Columbus is at the court of Queen Isabella bidding them farewell as he prepares to set sail for the Indies. He is promised untold riches and power on his return. Suddenly this scene fades and we realise that we are aboard Columbus' ship; he has been reminiscing about his departure. It is the 32nd day of the voyage. Doubts are beginning to set in as they sail the endless blue ocean. Isabella appears to him in a vision and reminds him of the faith of Noah and of the Virgin Mary and tells him to hold fast to his faith. She promises him that by seeing the journey through he will further the kingdom of God, as well as gain riches and power. Suddenly the First Mate shouts that he has sighted land.

===Act 3===
Year 2092

In a space station above the Earth, two astronomers ("Space Twins") scan for signs of life in the cosmos. At the same time, on the Earth, two archeologists (the "Earth Twins") have discovered two of the Directional Crystals from the ship that crashed thousands of years earlier. As they bring the crystals together, their scanning equipment homes in on the planet from which the space travellers in Act I originated. A mission to travel to the planet is begun and we see a terrific celebration as the ship prepares for launch, with dignitaries, politicians, dancers, musicians and a large crowd of well-wishers. The explorers enter the ship and bid farewell to their loved ones. The ship blasts off and another journey of discovery begins.

===Epilogue===
1506

We see Columbus on his deathbed. Monks chant around him and Isabella appears to accompany the explorer on his final journey into the unknown. (She has already passed on to that realm herself).

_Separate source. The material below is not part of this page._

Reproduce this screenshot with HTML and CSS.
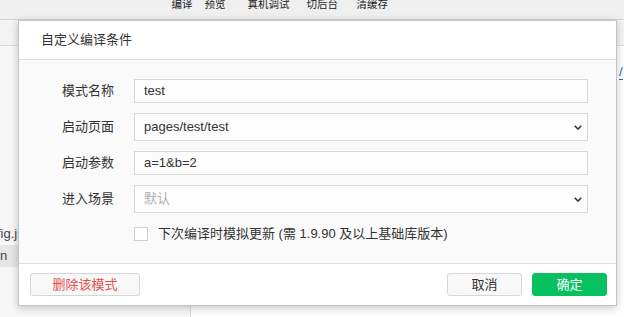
FILE: index.html
```html
<!DOCTYPE html>
<html lang="zh-CN">
<head>
    <meta charset="UTF-8">
    <title>自定义编译条件</title>
    <link rel="stylesheet" href="styles.css">
</head>
<body>
<div class="toolbar">
    <span class="tool t-compile">编译</span>
    <span class="tool t-preview">预览</span>
    <span class="tool t-device">真机调试</span>
    <span class="tool t-back">切后台</span>
    <span class="tool t-cache">清缓存</span>
</div>
<div class="workspace">
    <div class="sidebar">
        <div class="side-head"></div>
        <div class="files">
            <div class="file file-config">fig.json</div>
            <div class="file file-active">n</div>
        </div>
    </div>
    <div class="editor">
        <div class="tabs"></div>
        <div class="code"><span class="code-link">/</span></div>
    </div>
</div>

<div class="dialog">
    <div class="dialog-head">自定义编译条件</div>
    <div class="dialog-body">
        <div class="row">
            <span class="label">模式名称</span>
            <div class="input">test</div>
        </div>
        <div class="row">
            <span class="label">启动页面</span>
            <div class="input select">
                <span>pages/test/test</span>
                <svg class="chevron" width="8" height="5" viewBox="0 0 8 5"><path d="M0.7 0.7 L4 4 L7.3 0.7" fill="none" stroke="#333" stroke-width="1.6"/></svg>
            </div>
        </div>
        <div class="row">
            <span class="label">启动参数</span>
            <div class="input">a=1&amp;b=2</div>
        </div>
        <div class="row">
            <span class="label">进入场景</span>
            <div class="input select">
                <span class="placeholder">默认</span>
                <svg class="chevron" width="8" height="5" viewBox="0 0 8 5"><path d="M0.7 0.7 L4 4 L7.3 0.7" fill="none" stroke="#333" stroke-width="1.6"/></svg>
            </div>
        </div>
        <label class="row check-row">
            <span></span>
            <span class="check"><span class="box"></span>下次编译时模拟更新 (需 1.9.90 及以上基础库版本)</span>
        </label>
    </div>
    <div class="dialog-foot">
        <button class="btn btn-danger">删除该模式</button>
        <span class="spacer"></span>
        <button class="btn">取消</button>
        <button class="btn btn-primary">确定</button>
    </div>
</div>
</body>
</html>
```

FILE: styles.css
```css
body {
    margin: 0;
    width: 624px;
    height: 317px;
    overflow: hidden;
    font-family: "Liberation Sans", "Noto Sans CJK SC", sans-serif;
    font-size: 13px;
    color: #333;
    background: #fff;
    position: relative;
}
.toolbar {
    height: 19px;
    background: #efefef;
    border-bottom: 1px solid #d4d4d4;
    display: flex;
    align-items: flex-start;
    padding-left: 171.5px;
    overflow: hidden;
}
.tool {
    font-size: 10.5px;
    line-height: 11px;
    margin-top: -1px;
    color: #222;
    white-space: nowrap;
}
.t-preview { margin-left: 12px; }
.t-device { margin-left: 22px; }
.t-back { margin-left: 17px; }
.t-cache { margin-left: 18.5px; }

.workspace {
    display: flex;
    height: 297px;
}
.sidebar {
    width: 190px;
    border-right: 1px solid #dcdcdc;
    background: #f7f7f7;
}
.side-head {
    height: 25px;
    background: #f3f3f3;
    border-bottom: 1px solid #dcdcdc;
}
.files {
    padding-top: 177px;
}
.file {
    height: 22px;
    line-height: 22px;
    font-size: 13px;
    color: #444;
    white-space: nowrap;
    margin-left: -3px;
}
.file-active {
    background: #e6e6e6;
    margin-left: 0;
    padding-left: 0;
}
.editor {
    flex: 1;
    background: #fff;
}
.tabs {
    height: 25px;
    background: #f3f3f3;
    border-bottom: 1px solid #dcdcdc;
}
.code {
    padding: 18px 0 0 428px;
    line-height: 16px;
}
.code-link {
    color: #2a63c9;
    border-bottom: 1px solid #2a63c9;
}

.dialog {
    position: absolute;
    left: 18px;
    top: 20px;
    width: 597px;
    height: 284px;
    border: 1px solid #c4c4c4;
    background: #fff;
    box-shadow: 0 2px 8px rgba(0, 0, 0, 0.22);
    display: flex;
    flex-direction: column;
}
.dialog-head {
    height: 38px;
    line-height: 38px;
    padding-left: 22px;
    border-bottom: 1px solid #dedede;
}
.dialog-body {
    height: 204px;
    background: #fafafa;
    border-bottom: 1px solid #dedede;
    padding: 19px 28px 0 0;
    box-sizing: border-box;
}
.row {
    display: grid;
    grid-template-columns: 115px 1fr;
    align-items: center;
    margin-bottom: 10px;
}
.label {
    padding-left: 43px;
    line-height: 16px;
}
.input {
    height: 22px;
    line-height: 22px;
    border: 1px solid #d8d8d8;
    background: #fcfcfc;
    padding-left: 9px;
    color: #333;
}
.select {
    height: 26px;
    line-height: 26px;
    display: flex;
    align-items: center;
    justify-content: space-between;
    padding-right: 5px;
}
.placeholder {
    color: #b0b0b0;
}
.check-row {
    margin-top: 14px;
}
.check {
    display: flex;
    align-items: center;
    line-height: 14px;
}
.box {
    width: 12px;
    height: 12px;
    border: 1px solid #cfcfcf;
    background: #fff;
    margin-right: 10px;
}
.dialog-foot {
    flex: 1;
    display: flex;
    align-items: center;
    padding: 0 9px 0 11px;
    gap: 10px;
}
.spacer {
    flex: 1;
}
.btn {
    height: 23px;
    width: 75px;
    padding: 0;
    font-family: inherit;
    font-size: 13px;
    line-height: 21px;
    color: #333;
    background: #f8f8f8;
    border: 1px solid #d6d6d6;
    border-radius: 3px;
}
.btn-danger {
    width: 110px;
    color: #e4514b;
}
.btn-primary {
    background: #07c160;
    border-color: #07c160;
    color: #fff;
}
```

He accuses her of breaking her promises to him but she claims that he undertook his voyage for pride and vanity, guided by Lucifer. Even so, she offers herself to him but he rejects her, saying that the journey he is about to undergo is far more seductive. Pondering man's eternal quest for knowledge and exploration, he is transported up to the stars.

The libretto is published as part of Trying to Find Chinatown: The Selected Plays of David Henry Hwang by Theatre Communications Group.

==Recording==

In July 2006, a long-awaited complete recording of the opera became available on Glass' Orange Mountain Music label, based on the staging by the Landestheater Linz (Austria) and conducted by Dennis Russell Davies.